Task directions >> Which lines include the word "that"? Copy each of them.

Available data >>
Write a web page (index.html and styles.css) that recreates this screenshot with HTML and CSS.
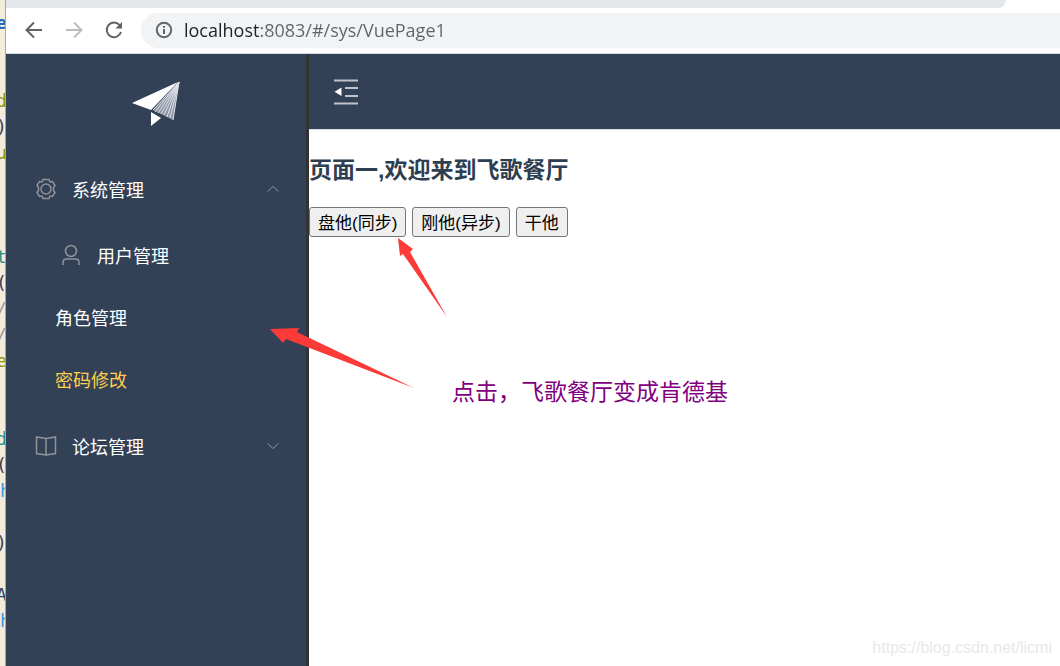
FILE: index.html
```html
<!DOCTYPE html>
<html lang="zh-CN">
<head>
  <meta charset="utf-8">
  <title>VuePage1</title>
  <link rel="stylesheet" href="styles.css">
</head>
<body>
  <div class="desktop">
    <!-- edge of the editor behind the browser -->
    <pre class="editor"><span class="cut blue">e</span>


<span class="cut olive">d</span>
<span class="cut">)</span>
<span class="cut olive">u</span>



<span class="cut teal">t</span>
<span class="cut">(</span>
<span class="cut gray">/</span>
<span class="cut gray">/</span>
<span class="cut olive">e</span>


<span class="cut teal">d</span>
<span class="cut">(</span>
<span class="sky">h</span>

<span class="cut">)</span>

<span class="cut">A</span>
<span class="sky">h</span>
</pre>

    <div class="browser">
      <div class="tab-strip"></div>
      <div class="toolbar">
        <button class="nav-button" aria-label="Back">
          <svg width="20" height="20" viewBox="0 0 20 20"><path d="M18 10H3M10 2.500L2.500 10L10 17.500"/></svg>
        </button>
        <button class="nav-button disabled" aria-label="Forward" disabled>
          <svg width="20" height="20" viewBox="0 0 20 20"><path d="M2 10H17M10 2.500L17.500 10L10 17.500"/></svg>
        </button>
        <button class="nav-button" aria-label="Reload">
          <svg width="20" height="20" viewBox="0 0 20 20"><path d="M15.500 5A7.300 7.300 0 1 0 17 12"/><path class="solid" d="M18 2V8.500H11.500Z"/></svg>
        </button>
        <div class="address">
          <svg width="18" height="18" viewBox="0 0 18 18"><circle cx="9" cy="9" r="7.200"/><path d="M9 8V13M9 5V6.800"/></svg>
          <input class="url" type="text" aria-label="Address" value="localhost:8083/#/sys/VuePage1">
        </div>
      </div>

      <div class="app">
        <nav class="sidebar">
          <div class="logo">
            <svg width="48" height="46" viewBox="0 0 48 46">
              <path fill="#fff" d="M0 22L46 1L19 29Z"/>
              <path fill="#fff" d="M19 31L29 37L19 45Z"/>
              <path fill="#8e97a5" d="M47 1L41 39L21 29Z"/>
              <path stroke="#e0e4e9" stroke-width="1" d="M47 1L21 29M47 1L23 31M47 1L26 32M47 1L29 33M47 1L32 34M47 1L35 36M47 1L38 37M47 1L41 39"/>
            </svg>
          </div>
          <button class="menu-title" aria-expanded="true">
            <svg class="icon" width="22" height="22" viewBox="0 0 22 22"><circle cx="11" cy="11" r="5"/><path d="M8 1.500H14L15 4L17.500 3.500L20 7.500L18.500 9.500V12.500L20 14.500L17.500 18.500L15 18L14 20.500H8L7 18L4.500 18.500L2 14.500L3.500 12.500V9.500L2 7.500L4.500 3.500L7 4Z"/></svg>
            <span>系统管理</span>
            <svg class="arrow" width="12" height="8" viewBox="0 0 12 8"><path d="M0.500 6.500L6 1.500L11.500 6.500"/></svg>
          </button>
          <a class="menu-item nested" href="#/sys/user">
            <svg class="icon" width="22" height="22" viewBox="0 0 22 22"><circle cx="11" cy="7" r="5.500"/><path d="M3 21V18.500Q3 15 6.500 15H15.500Q19 15 19 18.500V21"/></svg>
            <span>用户管理</span>
          </a>
          <a class="menu-item" href="#/sys/role">角色管理</a>
          <a class="menu-item active" href="#/sys/VuePage1">密码修改</a>
          <button class="menu-title" aria-expanded="false">
            <svg class="icon" width="22" height="22" viewBox="0 0 22 22"><path d="M1.500 2L11 3.500L20.500 2V18.500L11 20L1.500 18.500ZM11 3.500V20"/></svg>
            <span>论坛管理</span>
            <svg class="arrow" width="12" height="8" viewBox="0 0 12 8"><path d="M0.500 1.500L6 6.500L11.500 1.500"/></svg>
          </button>
        </nav>

        <div class="content">
          <header class="header">
            <button class="collapse" aria-label="Collapse menu">
              <svg width="24" height="26" viewBox="0 0 24 26"><path d="M0 1.500H24M11 9H24M11 17H24M0 24.500H24"/><path class="solid" d="M7.500 8.500V17L0.500 12.700Z"/></svg>
            </button>
          </header>
          <main class="page">
            <h2>页面一,欢迎来到飞歌餐厅</h2>
            <div class="actions">
              <button class="action">盘他(同步)</button>
              <button class="action">刚他(异步)</button>
              <button class="action">干他</button>
            </div>
          </main>
        </div>
      </div>
    </div>

    <svg class="pointers" width="180" height="160" viewBox="0 0 180 160">
      <path d="M128 0L143 11L140 14L177 79L133 16L130 18Z"/>
      <path d="M0 91L29 90L27 94L144 150L16 101L13 105Z"/>
    </svg>
    <div class="note">点击，飞歌餐厅变成肯德基</div>
    <div class="watermark">https://blog.csdn.net/licmi</div>
  </div>
</body>
</html>
```
FILE: styles.css
```css
:root {
  --navy: #334157;
  --border-dark: #333;
  --toolbar-icon: #5f6368;
  --menu-icon: #909399;
}

* {
  box-sizing: border-box;
}

body {
  margin: 0;
  font-family: "Liberation Sans", "Noto Sans CJK SC", sans-serif;
  font-size: 18px;
  background: #fff;
}

button {
  font-family: inherit;
  cursor: pointer;
}

svg {
  display: block;
  flex: none;
  fill: none;
}

.desktop {
  position: relative;
  display: flex;
  height: 100vh;
  overflow: hidden;
}

.editor {
  flex: none;
  width: 6px;
  margin: 0;
  padding-top: 10px;
  overflow: hidden;
  border-right: 1px solid #aaa69b;
  background: #f4ecda;
  color: #33415c;
  font: 18px/26px "DejaVu Sans Mono", monospace;
}

/* glyphs that start left of the visible strip */
.editor .cut {
  margin-left: -4px;
}

.editor .blue {
  color: #2468c0;
  font-weight: bold;
}

.editor .olive { color: #859900; }
.editor .teal { color: #2a9187; }
.editor .sky { color: #3498db; }
.editor .gray { color: #999; }

.browser {
  flex: 1;
  min-width: 0;
  display: flex;
  flex-direction: column;
}

.tab-strip {
  height: 8px;
  margin-right: 54px;
  border-bottom-right-radius: 8px;
  background: #e4e8eb;
}

.toolbar {
  display: flex;
  align-items: center;
  gap: 20px;
  height: 46px;
  padding-left: 18px;
  padding-bottom: 1px;
  border-bottom: 1px solid #d5d8dc;
}

.nav-button {
  padding: 0;
  border: none;
  background: none;
  color: var(--toolbar-icon);
}

.nav-button.disabled {
  color: #babcbe;
}

.nav-button path {
  stroke: currentColor;
  stroke-width: 2;
}

.nav-button .solid {
  fill: currentColor;
  stroke: none;
}

.address {
  flex: 1;
  display: flex;
  align-items: center;
  gap: 11px;
  height: 35px;
  margin-left: -3px;
  padding-left: 14px;
  border-radius: 18px 0 0 18px;
  background: #f1f3f4;
}

.address svg {
  stroke: var(--toolbar-icon);
  stroke-width: 2;
}

/* host is darker than the rest of the url */
.url {
  flex: 1;
  padding: 0;
  border: none;
  outline: none;
  background: linear-gradient(to right, #202124 76px, #5f6368 76px);
  background-clip: text;
  -webkit-background-clip: text;
  color: transparent;
  font: 18px "Open Sans", sans-serif;
}

.app {
  flex: 1;
  display: flex;
}

.sidebar {
  flex: none;
  width: 303px;
  border-right: 3px solid var(--border-dark);
  background: var(--navy);
}

.logo {
  display: flex;
  align-items: center;
  justify-content: center;
  height: 100px;
}

.menu-title,
.menu-item {
  display: flex;
  align-items: center;
  gap: 15px;
  padding-bottom: 2px;
  color: #fff;
  font-size: 18px;
  text-decoration: none;
}

.menu-title {
  width: 100%;
  height: 71px;
  padding: 0 27px 2px 29px;
  border: none;
  background: none;
}

.menu-item {
  height: 62px;
  padding-left: 49px;
}

.menu-item.nested {
  padding-left: 54px;
}

.menu-item.active {
  color: #ffd04b;
}

.icon {
  stroke: var(--menu-icon);
  stroke-width: 1.5;
}

.arrow {
  margin-left: auto;
  stroke: var(--menu-icon);
  stroke-width: 1;
}

.content {
  flex: 1;
  min-width: 0;
}

.header {
  display: flex;
  align-items: center;
  height: 76px;
  padding-left: 25px;
  border-bottom: 1px solid #dcdfe6;
  background: var(--navy);
}

.collapse {
  padding: 0;
  border: none;
  background: none;
}

.collapse path {
  stroke: #c0c4cc;
  stroke-width: 2;
}

.collapse .solid {
  fill: #fff;
  stroke: none;
}

.page h2 {
  margin: 24px 0 21px;
  color: #2c3e50;
  font-size: 23px;
  line-height: 32px;
}

.actions {
  display: flex;
  gap: 6px;
}

.action {
  height: 30px;
  padding: 3px 8px 0;
  border: 1px solid #767676;
  border-radius: 3px;
  background: #efefef;
  color: #000;
  font-size: 17px;
  line-height: 26px;
}

/* annotations drawn over the page */
.pointers {
  position: absolute;
  left: 270px;
  top: 238px;
  fill: #fc3a38;
  pointer-events: none;
}

.note {
  position: absolute;
  left: 452px;
  top: 376px;
  color: #800080;
  font-size: 23px;
  line-height: 32px;
}

.watermark {
  position: absolute;
  right: 8px;
  bottom: 8px;
  color: #e8e8e8;
  font-size: 16px;
  line-height: 20px;
}
```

Response >>
Write a web page (index.html and styles.css) that recreates this screenshot with HTML and CSS.
/* glyphs that start left of the visible strip */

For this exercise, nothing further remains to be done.